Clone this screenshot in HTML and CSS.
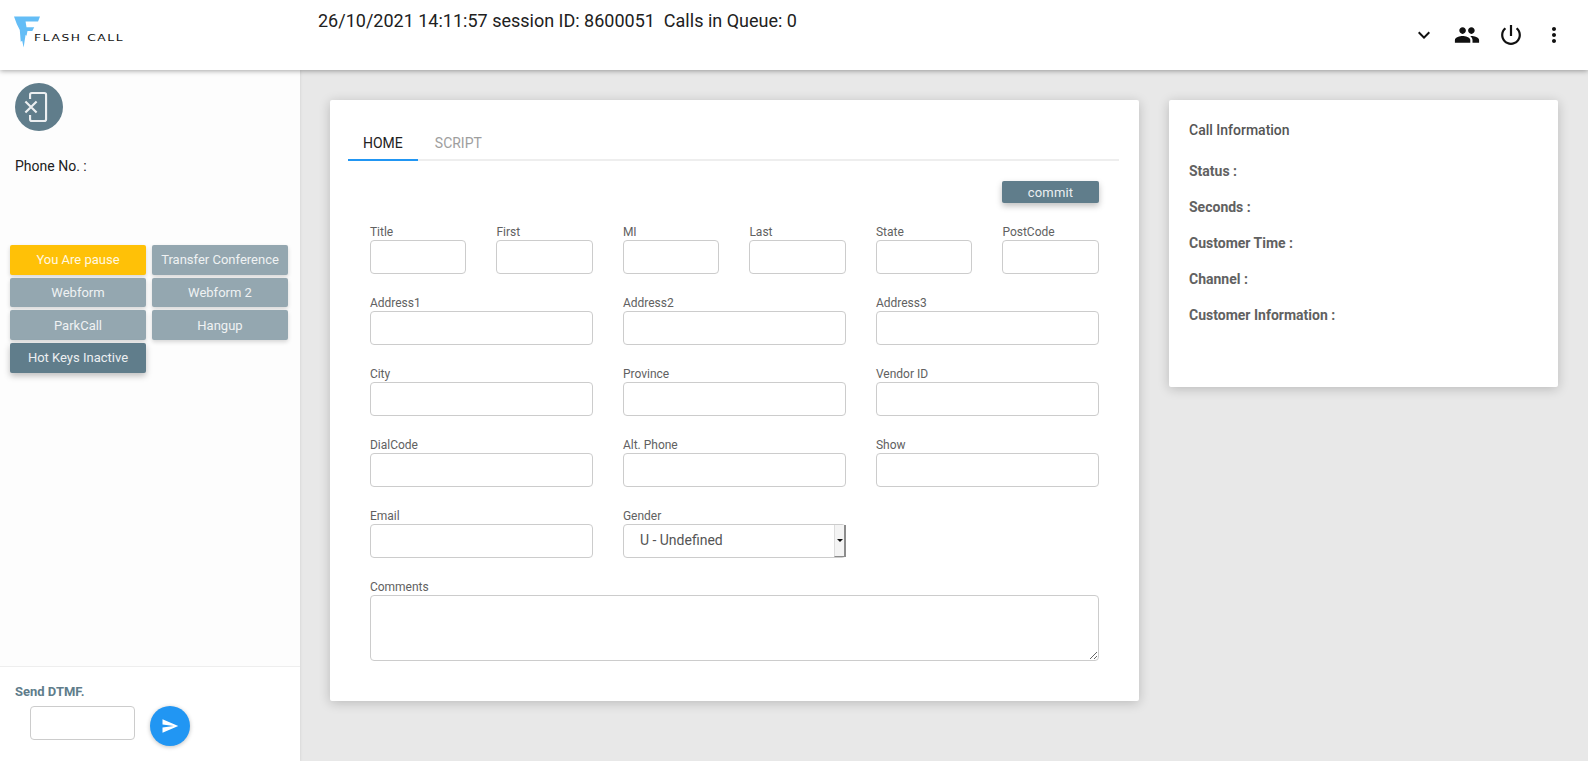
FILE: index.html
```html
<!DOCTYPE html>
<html lang="en">
<head>
<meta charset="utf-8">
<title>Flash Call</title>
<link rel="stylesheet" href="styles.css">
</head>
<body>
<header class="topbar">
  <div class="logo">
    <svg class="logo-mark" viewBox="0 0 27 32" aria-hidden="true"><path fill="#64bdf6" d="M0 0H27L25 5H12L13 11H21L19 15H14L13 20L12 19L10 32L8.500 25L7 26L6 14L3 8z"/></svg>
    <span class="logo-text">FLASH CALL</span>
  </div>
  <div class="status">26/10/2021 14:11:57 session ID: 8600051&nbsp; Calls in Queue: 0</div>
  <nav class="top-icons">
    <svg class="ico" viewBox="0 0 24 24"><path d="M16.590 8.590L12 13.170 7.410 8.590 6 10l6 6 6-6z"/></svg>
    <svg class="ico ico-big" viewBox="0 0 24 24"><path d="M16 11c1.660 0 2.990-1.340 2.990-3S17.660 5 16 5c-1.660 0-3 1.340-3 3s1.340 3 3 3zm-8 0c1.660 0 2.990-1.340 2.990-3S9.660 5 8 5C6.340 5 5 6.340 5 8s1.340 3 3 3zm0 2c-2.330 0-7 1.170-7 3.500V19h14v-2.500c0-2.330-4.670-3.500-7-3.500zm8 0c-.290 0-.620.020-.970.050 1.160.840 1.970 1.970 1.970 3.450V19h6v-2.500c0-2.330-4.670-3.500-7-3.500z"/></svg>
    <svg class="ico ico-big" viewBox="0 0 24 24"><path d="M13 3h-2v10h2V3zm4.830 2.170l-1.420 1.420C17.990 7.860 19 9.810 19 12c0 3.870-3.130 7-7 7s-7-3.130-7-7c0-2.190 1.010-4.140 2.580-5.420L6.170 5.170C4.230 6.820 3 9.260 3 12c0 4.970 4.030 9 9 9s9-4.030 9-9c0-2.740-1.230-5.180-3.170-6.830z"/></svg>
    <svg class="ico" viewBox="0 0 24 24"><path d="M12 8c1.100 0 2-.9 2-2s-.9-2-2-2-2 .9-2 2 .9 2 2 2zm0 2c-1.100 0-2 .9-2 2s.9 2 2 2 2-.9 2-2-.9-2-2-2zm0 6c-1.100 0-2 .9-2 2s.9 2 2 2 2-.9 2-2-.9-2-2-2z"/></svg>
  </nav>
</header>
<div class="layout">
  <aside class="sidebar">
    <div class="side-main">
      <div class="avatar">
        <svg viewBox="0 0 24 24"><path d="M8.300 6V2.800A1.300 1.300 0 0 1 9.600 1.500H19A1.300 1.300 0 0 1 20.300 2.800V21.200A1.300 1.300 0 0 1 19 22.500H9.600A1.300 1.300 0 0 1 8.300 21.200V18M4.800 7.800L13.200 16.200M13.200 7.800L4.800 16.200"/></svg>
      </div>
      <div class="phone">Phone No. :</div>
      <div class="actions">
        <button class="btn btn-amber">You Are pause</button>
        <button class="btn">Transfer Conference</button>
        <button class="btn">Webform</button>
        <button class="btn">Webform 2</button>
        <button class="btn">ParkCall</button>
        <button class="btn">Hangup</button>
        <button class="btn btn-dark">Hot Keys Inactive</button>
      </div>
    </div>
    <div class="side-foot">
      <div class="dtmf-title">Send DTMF.</div>
      <div class="dtmf-row">
        <input class="input dtmf-input" type="text">
        <button class="send" aria-label="Send">
          <svg viewBox="0 0 24 24"><path d="M2.010 21L23 12 2.010 3 2 10l15 2-15 2z"/></svg>
        </button>
      </div>
    </div>
  </aside>
  <main class="content">
    <section class="card card-form">
      <div class="tabs">
        <div class="tab tab-active">HOME</div>
        <div class="tab">SCRIPT</div>
      </div>
      <div class="commit-row"><button class="btn btn-dark btn-commit">commit</button></div>
      <form class="form">
        <label class="field s1"><span>Title</span><input class="input" type="text"></label>
        <label class="field s1"><span>First</span><input class="input" type="text"></label>
        <label class="field s1"><span>MI</span><input class="input" type="text"></label>
        <label class="field s1"><span>Last</span><input class="input" type="text"></label>
        <label class="field s1"><span>State</span><input class="input" type="text"></label>
        <label class="field s1"><span>PostCode</span><input class="input" type="text"></label>
        <label class="field s2"><span>Address1</span><input class="input" type="text"></label>
        <label class="field s2"><span>Address2</span><input class="input" type="text"></label>
        <label class="field s2"><span>Address3</span><input class="input" type="text"></label>
        <label class="field s2"><span>City</span><input class="input" type="text"></label>
        <label class="field s2"><span>Province</span><input class="input" type="text"></label>
        <label class="field s2"><span>Vendor ID</span><input class="input" type="text"></label>
        <label class="field s2"><span>DialCode</span><input class="input" type="text"></label>
        <label class="field s2"><span>Alt. Phone</span><input class="input" type="text"></label>
        <label class="field s2"><span>Show</span><input class="input" type="text"></label>
        <label class="field s2"><span>Email</span><input class="input" type="text"></label>
        <label class="field s2"><span>Gender</span>
          <span class="select-wrap">
            <select class="input select"><option>U - Undefined</option></select>
            <span class="select-btn"></span>
          </span>
        </label>
        <label class="field s6"><span>Comments</span><textarea class="input textarea"></textarea></label>
      </form>
    </section>
    <section class="card card-info">
      <h2 class="info-title">Call Information</h2>
      <div class="info-row">Status :</div>
      <div class="info-row">Seconds :</div>
      <div class="info-row">Customer Time :</div>
      <div class="info-row">Channel :</div>
      <div class="info-row">Customer Information :</div>
    </section>
  </main>
</div>
</body>
</html>
```
FILE: styles.css
```css
* { box-sizing: border-box; }
html, body { margin: 0; height: 100%; overflow: hidden; }
body {
  font-family: Roboto, "Liberation Sans", sans-serif;
  background: #e8e8e8;
  color: #212121;
  display: flex;
  flex-direction: column;
  height: 761px;
}
.topbar {
  height: 70px;
  flex: none;
  background: #fff;
  display: flex;
  position: relative;
  z-index: 2;
  box-shadow: 0 1px 5px rgba(0,0,0,.35);
}
.logo {
  width: 318px;
  flex: none;
  display: flex;
  align-items: flex-start;
  padding: 16px 0 0 14px;
}
.logo-mark { width: 26px; height: 32px; flex: none; }
.logo-text {
  margin: 17px 0 0 -6px;
  font-family: "DejaVu Sans", sans-serif;
  font-size: 9px;
  line-height: 11px;
  letter-spacing: 1.2px;
  color: #111;
  white-space: nowrap;
  transform: scaleX(1.36);
  transform-origin: left center;
}
.status {
  flex: 1;
  font-size: 18px;
  line-height: 21px;
  padding-top: 10px;
  color: #212121;
  white-space: pre;
}
.top-icons {
  display: flex;
  align-items: center;
  gap: 19.300px;
  padding: 0 22px 0 0;
  height: 70px;
}
.ico { width: 24px; height: 24px; fill: #111; display: block; }
.ico-big { transform: scale(1.1); }
.layout { flex: 1; display: flex; min-height: 0; }
.sidebar {
  width: 300px;
  flex: none;
  background: #fdfdfd;
  display: flex;
  flex-direction: column;
  box-shadow: 1px 0 2px rgba(0,0,0,.06);
}
.side-main { flex: 1; padding: 13px 10px 0; }
.avatar {
  width: 48px;
  height: 48px;
  margin-left: 5px;
  border-radius: 50%;
  background: #607d8b;
  display: flex;
  align-items: center;
  justify-content: center;
}
.avatar svg {
  width: 32px;
  height: 32px;
  margin-left: -8px;
  fill: none;
  stroke: #eceff1;
  stroke-width: 1.600;
}
.phone { margin: 27px 0 0 5px; font-size: 14px; line-height: 16px; color: #212121; }
.actions {
  margin-top: 71px;
  display: grid;
  grid-template-columns: 136px 136px;
  column-gap: 6px;
  row-gap: 3px;
  grid-auto-rows: 29.670px;
}
.btn {
  border: 0;
  border-radius: 2px;
  background: #94a7b0;
  color: #eff2f3;
  font-family: inherit;
  font-size: 13px;
  padding: 0;
  white-space: nowrap;
  box-shadow: 0 2px 4px rgba(0,0,0,.16);
}
.btn-amber { background: #ffc107; color: #fff8e1; }
.btn-dark { background: #607d8b; color: #eceff1; box-shadow: 0 3px 6px rgba(0,0,0,.25); }
.side-foot {
  height: 95px;
  flex: none;
  border-top: 1px solid #eeeeee;
  background: #fff;
  padding: 17px 0 0 15px;
}
.dtmf-title { font-size: 13px; line-height: 15px; font-weight: 700; color: #607d8b; }
.dtmf-row { display: flex; align-items: flex-start; margin: 7px 0 0 15px; gap: 15px; }
.input {
  display: block;
  width: 100%;
  height: 34px;
  border: 1px solid #cccccc;
  border-radius: 4px;
  background: #fff;
  outline: 0;
  font-family: inherit;
}
.dtmf-input { width: 105px; }
.send {
  width: 40px;
  height: 40px;
  padding: 0;
  border: 0;
  border-radius: 50%;
  background: #2196f3;
  display: flex;
  align-items: center;
  justify-content: center;
  box-shadow: 0 1px 4px rgba(0,0,0,.25);
}
.send svg { width: 18px; height: 18px; fill: #fff; }
.content {
  flex: 1;
  display: flex;
  align-items: flex-start;
  gap: 30px;
  padding: 30px 30px 0;
  min-width: 0;
}
.card { background: #fff; border-radius: 2px; box-shadow: 0 2px 12px rgba(0,0,0,.2); }
.card-form { width: 809px; height: 601px; flex: none; padding: 22px 20px 0 18px; }
.tabs { display: flex; gap: 2px; height: 39px; border-bottom: 2px solid #eeeeee; }
.tab {
  padding: 0 15px;
  height: 39px;
  font-size: 14px;
  line-height: 43px;
  color: #9e9e9e;
}
.tab-active { color: #212121; border-bottom: 2px solid #2196f3; }
.commit-row { display: flex; justify-content: flex-end; padding: 20px 20px 0 0; }
.btn-commit { width: 97px; height: 22px; font-size: 13px; letter-spacing: .15px; }
.form {
  margin: 21px 20.100px 0 21.900px;
  display: grid;
  grid-template-columns: repeat(6, 1fr);
  column-gap: 30px;
  row-gap: 21px;
}
.field { display: block; font-size: 12px; line-height: 16px; color: #616161; }
.field > span:first-child { display: block; }
.s1 { grid-column: span 1; }
.s2 { grid-column: span 2; }
.s6 { grid-column: span 6; }
.select-wrap { position: relative; display: block; }
.select {
  appearance: none;
  padding: 0 0 2px 16px;
  font-size: 14px;
  color: #555;
}
.select-btn {
  position: absolute;
  top: 1px;
  right: 0;
  width: 12px;
  height: 32px;
  background: #f4f4f4;
  border-right: 2px solid #8c8c8c;
  border-bottom: 1px solid #8c8c8c;
  border-left: 1px solid #ddd;
}
.select-btn::after {
  content: "";
  position: absolute;
  left: 2px;
  top: 14px;
  border: 3px solid transparent;
  border-top: 3px solid #111;
  border-bottom: 0;
}
.textarea { height: 66px; }
.card-info { width: 389px; height: 287px; flex: none; padding: 22px 20px 0; color: #555; }
.info-title { margin: 0; padding-bottom: 5px; font-size: 14px; line-height: 16px; font-weight: 500; color: #555; }
.info-row { margin-top: 20px; font-size: 14px; line-height: 16px; font-weight: 700; color: #616161; }
```
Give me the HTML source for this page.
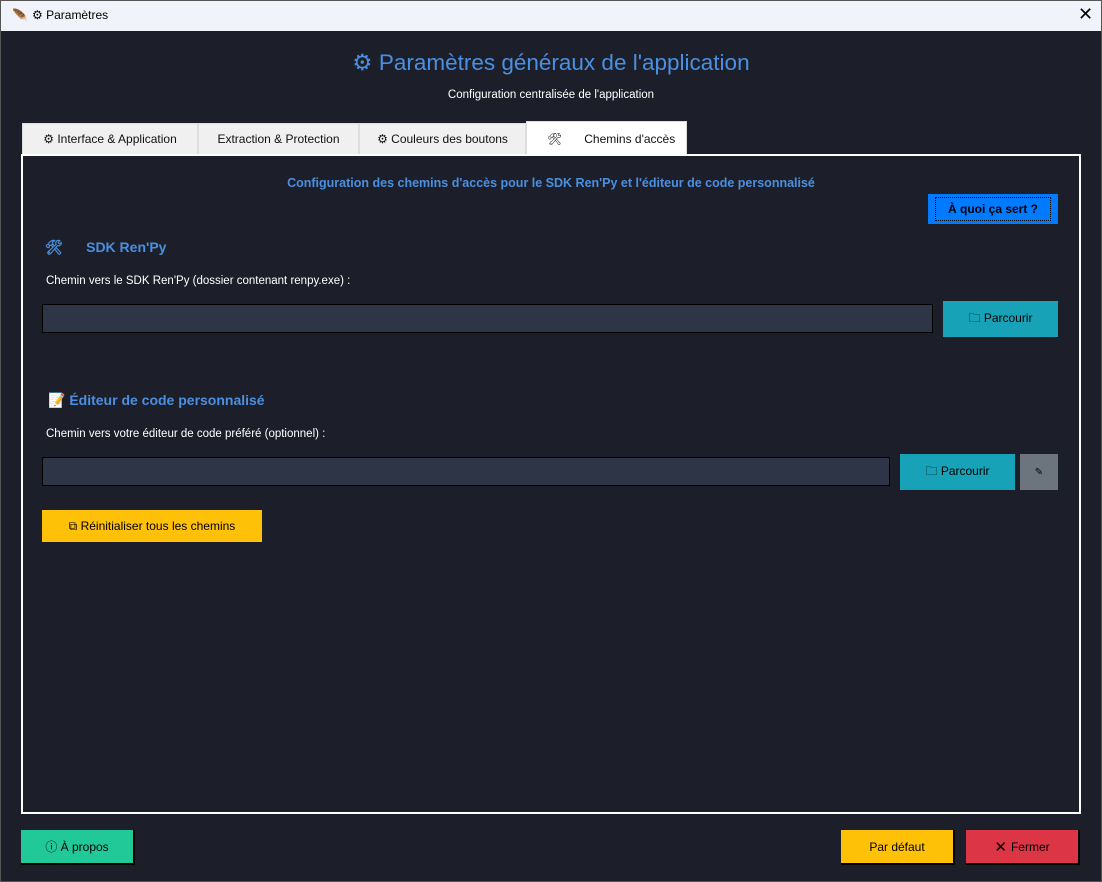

* [Short exercise]: From the entries above, copy every line where the word "this" shows up.

* [Written response]:
Clone this screenshot in HTML and CSS.
Give me the HTML source for this page.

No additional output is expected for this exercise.